Guillaume de Prémare : Si vous parlez du modèle français en désignant les politiques publiques actuelles, ce modèle échouera : on ne soigne pas le mal en amplifiant ses causes. Regardons plutôt du côté de la politique culturelle et éducative de Xavier Lemoine à Montfermeil en Seine-Saint-Denis. C’est l’inverse de ces politiques publiques dites « de la ville » qui consistent à arroser d’argent sans offrir de contenu culturel authentique. Ce qui se fait à Montfermeil est un prototype prometteur. A plus long terme, il faut parler du modèle français dans toute son épaisseur culturelle et historique : ce modèle contient un génie propre culturel, qui est notamment sa capacité à tendre vers l’universel, donc à assimiler ; et un génie propre politique qui est la construction lente, depuis Hugues Capet, d’une unité politique en agrégeant des peuples, des mœurs, des langues, des régions etc. Ce génie a été abîmé par le modèle jacobin, qui a voulu nier les communautés naturelles pour faire de la Nation un principe idéologique unificateur parce qu’unique. Nous voyons  bien qu’il n’unifie pas. Je pense que ceux qui veulent maintenir coûte que coûte le modèle jacobin ne pourront passer que par un régime autoritaire. Ce serait dommage car ce génie politique et culturel est toujours en germe dans la substance de la France, il faut le redécouvrir. Je pense même que la re-civilisation de l'Europe passe par la France, « éducatrice des peuples » comme disait Jean-Paul II.
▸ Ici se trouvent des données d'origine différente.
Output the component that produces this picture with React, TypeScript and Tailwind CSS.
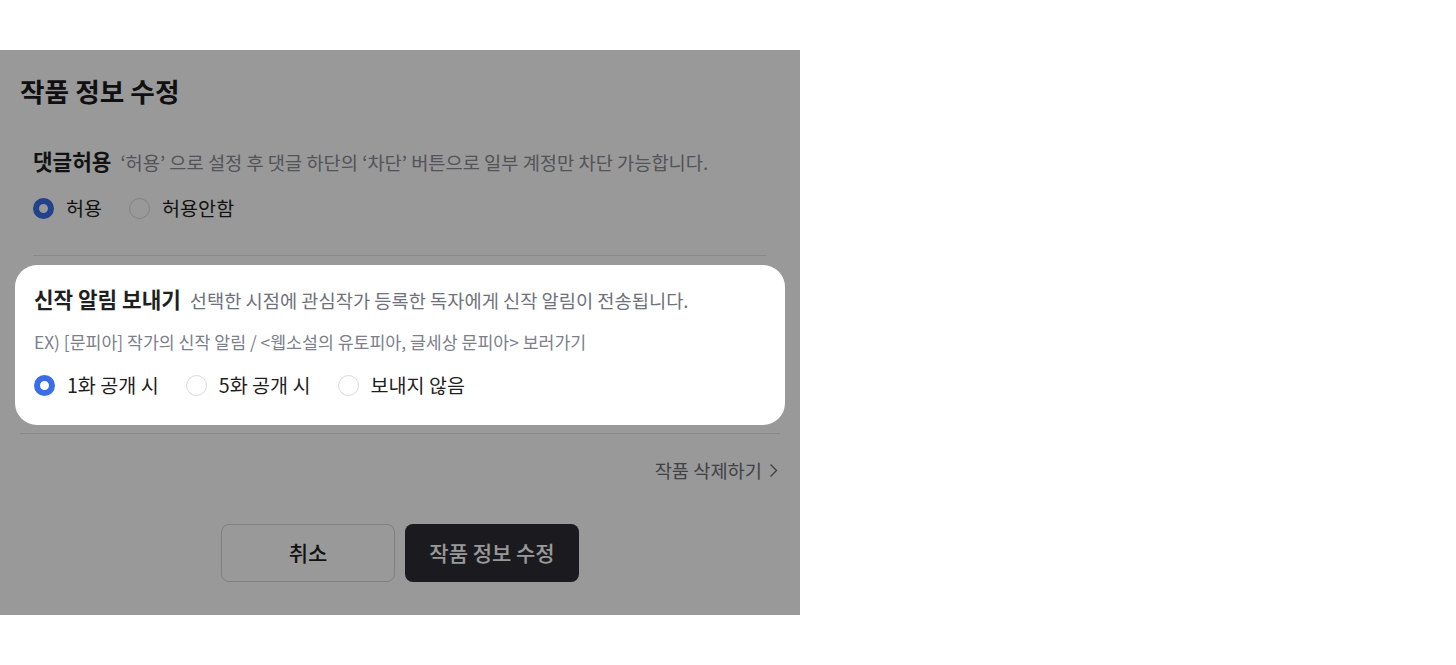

Ghaleb Bencheikh : Il ne faut surtout pas en déduire que le modèle français a échoué. J’ai même la faiblesse de croire qu’il est transmissible ailleurs. Il est à réajuster vers plus de citoyenneté effective dans le respect de la législation en vigueur. La production du droit y est une émanation rationnelle des hommes s’appliquant aux hommes. On ne peut pas y venir se prévaloir de sa législation « céleste » et vouloir l’imposer à  ses concitoyens. Le modèle réussira, lorsque le collège électoral sera véritablement conforme au collège électif et que tous les citoyens – dans un cas idéal -  s’acquittent de leurs devoirs et jouissent de leurs droits  dans la dignité, sans exclusive ni ostracisme.